== SUPPLIED MATERIAL ==

───

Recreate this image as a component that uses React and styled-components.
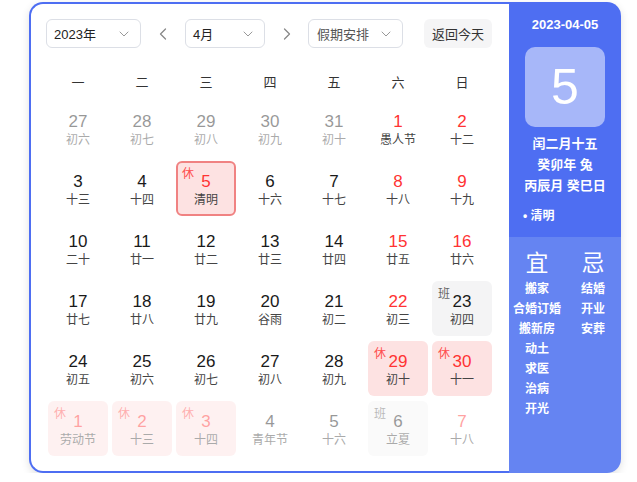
import styled, { createGlobalStyle } from "styled-components"
import { ChevronDown, ChevronLeft, ChevronRight } from "lucide-react"

const GlobalStyle = createGlobalStyle`
    body {
        margin : 0;
        background : #fff;
        font-family : "Liberation Sans", "Noto Sans CJK SC", sans-serif;
    }
`

const Page = styled.div`
    padding : 2px 0 0 29px;
`
const Card = styled.div`
    display : flex;
    width : 592px;
    height : 471px;
    border-radius : 14px;
    box-shadow : 0 3px 8px rgba(0, 0, 0, 0.12);
`
const Main = styled.div`
    width : 480px;
    box-sizing : border-box;
    border : 2px solid #4e6ef2;
    border-right : none;
    border-radius : 14px 0 0 14px;
    padding : 15px 15px 0 15px;
    background : #fff;
`
const Header = styled.div`
    display : flex;
    align-items : center;
    height : 29px;
`
const Select = styled.div`
    width : ${p => p.$w}px;
    height : 29px;
    box-sizing : border-box;
    border : 1px solid #dcdfe6;
    border-radius : 6px;
    display : flex;
    align-items : center;
    justify-content : space-between;
    padding : 0 8px 0 ${p => p.$pl || 7}px;
    font-size : 13px;
    color : ${p => p.$muted ? "#555" : "#222"};
    svg { color : #999; }
`
const Arrow = styled.div`
    width : ${p => p.$w}px;
    display : flex;
    justify-content : center;
    color : #888;
`
const Spacer = styled.div`
    flex : 1;
`
const TodayButton = styled.div`
    width : 68px;
    height : 29px;
    margin-right : 2px;
    border-radius : 6px;
    background : #f5f5f6;
    color : #333;
    font-size : 13px;
    display : flex;
    align-items : center;
    justify-content : center;
`
const Week = styled.div`
    display : grid;
    grid-template-columns : repeat(7, 60px);
    column-gap : 4px;
    margin : 14px 0 0 2px;
    height : 38px;
    align-items : center;
    justify-items : center;
    font-size : 13px;
    color : #333;
`
const Grid = styled.div`
    display : grid;
    grid-template-columns : repeat(7, 60px);
    grid-auto-rows : 55px;
    gap : 5px 4px;
    margin : 1px 0 0 2px;
`
const cellBg = { rest: "#fde2e2", work: "#f4f4f5" }
const Cell = styled.div`
    position : relative;
    box-sizing : border-box;
    border-radius : 6px;
    background : ${p => cellBg[p.$tag] || "transparent"};
    border : 2px solid ${p => p.$selected ? "#f08282" : "transparent"};
    opacity : ${p => p.$other ? 0.45 : 1};
    display : flex;
    flex-direction : column;
    align-items : center;
    justify-content : center;
    padding-top : 3px;
`
const Num = styled.div`
    font-size : 17px;
    line-height : 20px;
    color : ${p => p.$red ? "#ff3333" : "#1a1a1a"};
`
const Lunar = styled.div`
    font-size : 12px;
    line-height : 17px;
    color : #444;
`
const Tag = styled.span`
    position : absolute;
    left : 4px;
    top : 1px;
    font-size : 12px;
    color : ${p => p.$tag === "rest" ? "#ff4d4d" : "#666"};
`

const Side = styled.div`
    width : 112px;
    display : flex;
    flex-direction : column;
    border-radius : 0 14px 14px 0;
    overflow : hidden;
    color : #fff;
`
const SideTop = styled.div`
    height : 235px;
    background : #4e6ef2;
    display : flex;
    flex-direction : column;
    align-items : center;
    padding-top : 14px;
    box-sizing : border-box;
`
const DateText = styled.div`
    font-size : 13px;
    font-weight : bold;
    line-height : 18px;
`
const DayBox = styled.div`
    width : 80px;
    height : 80px;
    margin : 13px 0 6px;
    border-radius : 10px;
    background : rgba(255, 255, 255, 0.5);
    display : flex;
    align-items : center;
    justify-content : center;
    font-size : 50px;
    font-family : "Liberation Sans", sans-serif;
`
const InfoLine = styled.div`
    font-size : 13px;
    line-height : 21px;
    font-weight : bold;
`
const Term = styled.div`
    align-self : flex-start;
    margin : 10px 0 0 14px;
    font-size : 12px;
    font-weight : bold;
    line-height : 20px;
`
const SideBottom = styled.div`
    flex : 1;
    background : #6584f2;
    display : grid;
    grid-template-columns : 1fr 1fr;
    padding-top : 13px;
`
const Col = styled.div`
    display : flex;
    flex-direction : column;
    align-items : center;
    padding-left : ${p => p.$pl || 0}px;
`
const Big = styled.div`
    font-size : 23px;
    line-height : 26px;
    margin-bottom : 3px;
`
const Item = styled.div`
    font-size : 12px;
    font-weight : bold;
    line-height : 20px;
    white-space : nowrap;
`

// n, lunar, red, tag, other month, selected
const days = [
    [27, "初六", 0, null, 1], [28, "初七", 0, null, 1], [29, "初八", 0, null, 1], [30, "初九", 0, null, 1], [31, "初十", 0, null, 1], [1, "愚人节", 1], [2, "十二", 1],
    [3, "十三"], [4, "十四"], [5, "清明", 1, "rest", 0, 1], [6, "十六"], [7, "十七"], [8, "十八", 1], [9, "十九", 1],
    [10, "二十"], [11, "廿一"], [12, "廿二"], [13, "廿三"], [14, "廿四"], [15, "廿五", 1], [16, "廿六", 1],
    [17, "廿七"], [18, "廿八"], [19, "廿九"], [20, "谷雨"], [21, "初二"], [22, "初三", 1], [23, "初四", 0, "work"],
    [24, "初五"], [25, "初六"], [26, "初七"], [27, "初八"], [28, "初九"], [29, "初十", 1, "rest"], [30, "十一", 1, "rest"],
    [1, "劳动节", 1, "rest", 1], [2, "十三", 1, "rest", 1], [3, "十四", 1, "rest", 1], [4, "青年节", 0, null, 1], [5, "十六", 0, null, 1], [6, "立夏", 0, "work", 1], [7, "十八", 1, null, 1],
]

const good = ["搬家", "合婚订婚", "搬新房", "动土", "求医", "治病", "开光"]
const bad = ["结婚", "开业", "安葬"]

const App = () => {
    return (
        <Page>
            <GlobalStyle />
            <Card>
                <Main>
                    <Header>
                        <Select $w={95}>2023年<ChevronDown size={16} strokeWidth={1.5} /></Select>
                        <Arrow $w={44}><ChevronLeft size={20} strokeWidth={1.5} /></Arrow>
                        <Select $w={80}>4月<ChevronDown size={16} strokeWidth={1.5} /></Select>
                        <Arrow $w={43}><ChevronRight size={20} strokeWidth={1.5} /></Arrow>
                        <Select $w={95} $muted $pl={8}>假期安排<ChevronDown size={16} strokeWidth={1.5} /></Select>
                        <Spacer />
                        <TodayButton>返回今天</TodayButton>
                    </Header>
                    <Week>
                        {["一", "二", "三", "四", "五", "六", "日"].map(d => <div key={d}>{d}</div>)}
                    </Week>
                    <Grid>
                        {days.map(([n, lunar, red, tag, other, selected], i) => (
                            <Cell key={i} $tag={tag} $other={other} $selected={selected}>
                                {tag && <Tag $tag={tag}>{tag === "rest" ? "休" : "班"}</Tag>}
                                <Num $red={red}>{n}</Num>
                                <Lunar>{lunar}</Lunar>
                            </Cell>
                        ))}
                    </Grid>
                </Main>
                <Side>
                    <SideTop>
                        <DateText>2023-04-05</DateText>
                        <DayBox>5</DayBox>
                        <InfoLine>闰二月十五</InfoLine>
                        <InfoLine>癸卯年 兔</InfoLine>
                        <InfoLine>丙辰月 癸巳日</InfoLine>
                        <Term>• 清明</Term>
                    </SideTop>
                    <SideBottom>
                        <Col>
                            <Big>宜</Big>
                            {good.map(g => <Item key={g}>{g}</Item>)}
                        </Col>
                        <Col>
                            <Big>忌</Big>
                            {bad.map(b => <Item key={b}>{b}</Item>)}
                        </Col>
                    </SideBottom>
                </Side>
            </Card>
        </Page>
    )
}

export default App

───

== WHAT IS EXPECTED ==
Filter out every line that lacks the word "components", and copy the rest.

== FULL OUTPUT ==
Recreate this image as a component that uses React and styled-components.
import styled, { createGlobalStyle } from "styled-components"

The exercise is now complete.